** GIVEN EXERCISE **
Could you write out the opening lines of the data, word for word, stopping after the line that contains "import React from 'react';"?

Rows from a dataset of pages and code
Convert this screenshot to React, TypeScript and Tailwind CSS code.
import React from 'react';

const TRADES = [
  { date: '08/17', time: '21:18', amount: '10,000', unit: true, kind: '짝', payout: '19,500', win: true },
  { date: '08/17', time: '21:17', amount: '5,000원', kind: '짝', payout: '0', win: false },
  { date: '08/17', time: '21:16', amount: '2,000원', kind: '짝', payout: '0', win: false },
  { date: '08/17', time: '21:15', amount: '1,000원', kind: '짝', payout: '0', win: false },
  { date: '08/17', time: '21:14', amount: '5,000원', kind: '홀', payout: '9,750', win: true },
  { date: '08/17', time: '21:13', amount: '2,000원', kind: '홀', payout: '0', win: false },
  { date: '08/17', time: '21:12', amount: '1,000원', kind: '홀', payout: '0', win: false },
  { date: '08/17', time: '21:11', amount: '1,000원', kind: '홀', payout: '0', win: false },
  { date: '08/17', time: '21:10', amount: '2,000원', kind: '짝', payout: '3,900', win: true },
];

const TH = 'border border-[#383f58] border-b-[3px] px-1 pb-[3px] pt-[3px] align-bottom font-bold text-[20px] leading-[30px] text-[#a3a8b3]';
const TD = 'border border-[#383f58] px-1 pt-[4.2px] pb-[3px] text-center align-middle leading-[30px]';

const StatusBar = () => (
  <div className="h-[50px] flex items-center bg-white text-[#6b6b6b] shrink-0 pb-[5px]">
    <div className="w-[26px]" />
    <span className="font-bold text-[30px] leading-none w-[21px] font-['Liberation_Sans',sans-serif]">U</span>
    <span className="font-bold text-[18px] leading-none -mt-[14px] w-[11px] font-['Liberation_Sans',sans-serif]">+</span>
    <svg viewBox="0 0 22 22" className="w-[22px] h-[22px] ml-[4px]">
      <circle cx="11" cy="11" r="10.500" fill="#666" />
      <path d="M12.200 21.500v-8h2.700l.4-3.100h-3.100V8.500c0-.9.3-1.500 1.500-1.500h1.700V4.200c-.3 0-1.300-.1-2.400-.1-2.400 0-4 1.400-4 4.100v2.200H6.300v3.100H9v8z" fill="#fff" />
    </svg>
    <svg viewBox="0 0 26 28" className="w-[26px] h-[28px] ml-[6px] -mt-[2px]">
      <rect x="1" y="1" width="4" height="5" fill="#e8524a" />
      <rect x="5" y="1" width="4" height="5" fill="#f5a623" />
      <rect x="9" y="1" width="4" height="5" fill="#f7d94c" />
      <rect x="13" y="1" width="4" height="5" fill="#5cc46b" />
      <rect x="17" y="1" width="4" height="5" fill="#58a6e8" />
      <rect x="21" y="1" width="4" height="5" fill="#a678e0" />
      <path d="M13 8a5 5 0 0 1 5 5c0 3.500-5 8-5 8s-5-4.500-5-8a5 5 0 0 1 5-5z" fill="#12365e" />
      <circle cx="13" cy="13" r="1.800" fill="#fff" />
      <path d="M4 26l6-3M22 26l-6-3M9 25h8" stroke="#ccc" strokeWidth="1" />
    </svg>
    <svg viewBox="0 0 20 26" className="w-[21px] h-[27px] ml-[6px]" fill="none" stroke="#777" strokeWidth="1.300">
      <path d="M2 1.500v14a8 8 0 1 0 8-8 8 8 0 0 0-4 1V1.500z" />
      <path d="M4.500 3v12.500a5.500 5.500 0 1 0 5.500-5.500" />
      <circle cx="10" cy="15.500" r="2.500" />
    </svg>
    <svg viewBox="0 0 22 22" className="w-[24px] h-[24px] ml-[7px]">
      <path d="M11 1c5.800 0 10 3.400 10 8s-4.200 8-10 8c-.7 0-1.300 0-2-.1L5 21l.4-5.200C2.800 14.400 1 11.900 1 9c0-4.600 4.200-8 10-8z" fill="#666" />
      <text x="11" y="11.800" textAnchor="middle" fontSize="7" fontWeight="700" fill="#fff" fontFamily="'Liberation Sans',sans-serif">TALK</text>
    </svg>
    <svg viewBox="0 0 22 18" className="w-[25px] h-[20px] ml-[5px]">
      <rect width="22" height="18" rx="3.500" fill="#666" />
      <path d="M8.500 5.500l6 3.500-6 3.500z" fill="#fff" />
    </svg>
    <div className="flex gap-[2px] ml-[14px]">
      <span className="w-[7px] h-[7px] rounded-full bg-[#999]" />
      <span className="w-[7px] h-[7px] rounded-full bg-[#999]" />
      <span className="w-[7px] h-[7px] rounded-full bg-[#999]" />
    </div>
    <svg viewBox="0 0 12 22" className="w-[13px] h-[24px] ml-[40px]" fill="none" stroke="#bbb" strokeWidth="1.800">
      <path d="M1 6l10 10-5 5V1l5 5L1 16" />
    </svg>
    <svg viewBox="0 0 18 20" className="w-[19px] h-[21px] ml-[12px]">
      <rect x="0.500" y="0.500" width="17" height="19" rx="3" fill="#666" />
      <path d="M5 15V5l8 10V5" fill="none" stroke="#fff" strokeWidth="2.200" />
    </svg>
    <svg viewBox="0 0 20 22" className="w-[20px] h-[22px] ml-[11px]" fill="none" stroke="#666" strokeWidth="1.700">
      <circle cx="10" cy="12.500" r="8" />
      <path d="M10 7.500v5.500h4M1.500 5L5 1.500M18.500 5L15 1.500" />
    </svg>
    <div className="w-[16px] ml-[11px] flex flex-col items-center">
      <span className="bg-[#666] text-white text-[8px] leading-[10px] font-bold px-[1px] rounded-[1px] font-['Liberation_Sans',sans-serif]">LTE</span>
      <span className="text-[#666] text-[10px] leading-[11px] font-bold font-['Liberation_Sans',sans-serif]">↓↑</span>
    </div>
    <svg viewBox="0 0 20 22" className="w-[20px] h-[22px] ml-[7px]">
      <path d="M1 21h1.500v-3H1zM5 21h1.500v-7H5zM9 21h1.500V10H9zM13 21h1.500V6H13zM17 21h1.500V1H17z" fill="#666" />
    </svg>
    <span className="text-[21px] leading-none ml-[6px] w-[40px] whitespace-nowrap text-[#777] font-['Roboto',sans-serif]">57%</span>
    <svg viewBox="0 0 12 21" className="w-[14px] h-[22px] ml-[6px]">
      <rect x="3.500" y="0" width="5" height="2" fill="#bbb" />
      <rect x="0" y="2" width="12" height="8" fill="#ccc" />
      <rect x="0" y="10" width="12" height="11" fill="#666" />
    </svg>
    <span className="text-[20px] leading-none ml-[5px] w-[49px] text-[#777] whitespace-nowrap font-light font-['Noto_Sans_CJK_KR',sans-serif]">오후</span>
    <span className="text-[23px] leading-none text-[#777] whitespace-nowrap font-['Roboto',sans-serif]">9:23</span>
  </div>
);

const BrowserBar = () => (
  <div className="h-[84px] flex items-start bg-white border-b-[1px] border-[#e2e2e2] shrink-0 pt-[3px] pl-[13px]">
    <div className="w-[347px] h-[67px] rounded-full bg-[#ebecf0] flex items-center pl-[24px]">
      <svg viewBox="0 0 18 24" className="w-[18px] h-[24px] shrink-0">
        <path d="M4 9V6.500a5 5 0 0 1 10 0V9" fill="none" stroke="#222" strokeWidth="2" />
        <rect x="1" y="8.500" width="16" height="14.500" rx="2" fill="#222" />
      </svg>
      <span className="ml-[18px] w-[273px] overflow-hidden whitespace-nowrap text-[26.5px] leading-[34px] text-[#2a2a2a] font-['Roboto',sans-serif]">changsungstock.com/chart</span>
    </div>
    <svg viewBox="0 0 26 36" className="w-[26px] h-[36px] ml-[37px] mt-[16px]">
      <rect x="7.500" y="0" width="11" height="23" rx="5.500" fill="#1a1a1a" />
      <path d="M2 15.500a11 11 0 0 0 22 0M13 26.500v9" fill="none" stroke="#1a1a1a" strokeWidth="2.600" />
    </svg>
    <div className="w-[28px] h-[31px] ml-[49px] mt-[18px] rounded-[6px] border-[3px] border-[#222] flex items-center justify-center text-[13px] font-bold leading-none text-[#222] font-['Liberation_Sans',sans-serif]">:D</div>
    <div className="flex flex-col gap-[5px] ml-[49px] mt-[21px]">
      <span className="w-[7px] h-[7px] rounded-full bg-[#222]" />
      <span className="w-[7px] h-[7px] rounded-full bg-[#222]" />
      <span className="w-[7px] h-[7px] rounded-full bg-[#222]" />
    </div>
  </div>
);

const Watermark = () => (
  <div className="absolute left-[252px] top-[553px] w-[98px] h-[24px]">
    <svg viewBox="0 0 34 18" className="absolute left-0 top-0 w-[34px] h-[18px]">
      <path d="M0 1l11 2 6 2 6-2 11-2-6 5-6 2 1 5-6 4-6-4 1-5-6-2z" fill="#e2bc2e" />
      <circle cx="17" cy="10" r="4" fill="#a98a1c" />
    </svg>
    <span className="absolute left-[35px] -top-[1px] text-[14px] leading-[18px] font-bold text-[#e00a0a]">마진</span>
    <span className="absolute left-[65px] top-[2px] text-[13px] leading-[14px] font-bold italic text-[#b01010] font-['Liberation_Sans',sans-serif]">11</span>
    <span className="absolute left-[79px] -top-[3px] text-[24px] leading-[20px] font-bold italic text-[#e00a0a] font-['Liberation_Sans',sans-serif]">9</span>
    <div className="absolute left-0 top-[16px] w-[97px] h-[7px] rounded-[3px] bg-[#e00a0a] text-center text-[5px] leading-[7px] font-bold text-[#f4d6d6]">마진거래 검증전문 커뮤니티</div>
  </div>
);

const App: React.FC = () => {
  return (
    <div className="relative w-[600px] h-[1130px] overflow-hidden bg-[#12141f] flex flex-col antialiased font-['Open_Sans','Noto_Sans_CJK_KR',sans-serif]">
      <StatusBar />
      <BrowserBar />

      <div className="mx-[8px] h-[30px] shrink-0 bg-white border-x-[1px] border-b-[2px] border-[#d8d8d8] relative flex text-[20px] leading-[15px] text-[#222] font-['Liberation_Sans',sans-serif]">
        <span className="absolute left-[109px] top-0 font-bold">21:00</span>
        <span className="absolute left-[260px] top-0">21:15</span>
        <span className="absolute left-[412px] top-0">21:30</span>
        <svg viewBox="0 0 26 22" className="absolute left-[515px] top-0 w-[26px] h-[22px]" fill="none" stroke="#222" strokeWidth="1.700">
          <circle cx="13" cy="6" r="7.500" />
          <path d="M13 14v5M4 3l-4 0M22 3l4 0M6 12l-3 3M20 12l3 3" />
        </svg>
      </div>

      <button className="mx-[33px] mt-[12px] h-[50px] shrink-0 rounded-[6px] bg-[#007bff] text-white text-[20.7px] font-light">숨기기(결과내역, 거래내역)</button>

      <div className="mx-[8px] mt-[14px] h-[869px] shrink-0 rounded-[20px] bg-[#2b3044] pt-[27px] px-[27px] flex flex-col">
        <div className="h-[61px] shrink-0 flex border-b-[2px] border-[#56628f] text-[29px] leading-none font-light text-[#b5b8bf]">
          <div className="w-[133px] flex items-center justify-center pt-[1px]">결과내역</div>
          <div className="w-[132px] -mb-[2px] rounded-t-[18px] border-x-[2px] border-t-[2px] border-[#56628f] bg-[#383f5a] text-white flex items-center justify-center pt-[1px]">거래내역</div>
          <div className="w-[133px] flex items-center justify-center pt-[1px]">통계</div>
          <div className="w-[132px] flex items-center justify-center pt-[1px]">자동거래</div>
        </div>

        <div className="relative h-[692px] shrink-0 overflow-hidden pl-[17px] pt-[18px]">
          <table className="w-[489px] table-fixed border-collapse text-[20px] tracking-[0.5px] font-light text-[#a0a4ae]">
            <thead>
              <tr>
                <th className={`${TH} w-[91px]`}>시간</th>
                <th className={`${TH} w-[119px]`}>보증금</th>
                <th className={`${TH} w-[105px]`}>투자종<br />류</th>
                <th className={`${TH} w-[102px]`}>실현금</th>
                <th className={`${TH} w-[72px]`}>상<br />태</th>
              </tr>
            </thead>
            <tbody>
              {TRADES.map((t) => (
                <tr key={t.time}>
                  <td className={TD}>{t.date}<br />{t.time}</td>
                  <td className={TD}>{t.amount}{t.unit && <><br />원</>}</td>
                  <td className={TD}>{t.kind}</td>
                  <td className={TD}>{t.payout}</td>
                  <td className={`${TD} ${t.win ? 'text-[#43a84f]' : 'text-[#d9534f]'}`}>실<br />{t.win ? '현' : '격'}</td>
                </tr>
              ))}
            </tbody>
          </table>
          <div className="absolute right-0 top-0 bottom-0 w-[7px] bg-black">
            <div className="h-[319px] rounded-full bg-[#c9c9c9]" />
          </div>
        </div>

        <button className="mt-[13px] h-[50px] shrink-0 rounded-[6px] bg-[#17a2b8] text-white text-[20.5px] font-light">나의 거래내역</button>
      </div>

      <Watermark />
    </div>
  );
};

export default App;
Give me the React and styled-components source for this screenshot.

** ANSWER BELOW **
Convert this screenshot to React, TypeScript and Tailwind CSS code.
import React from 'react';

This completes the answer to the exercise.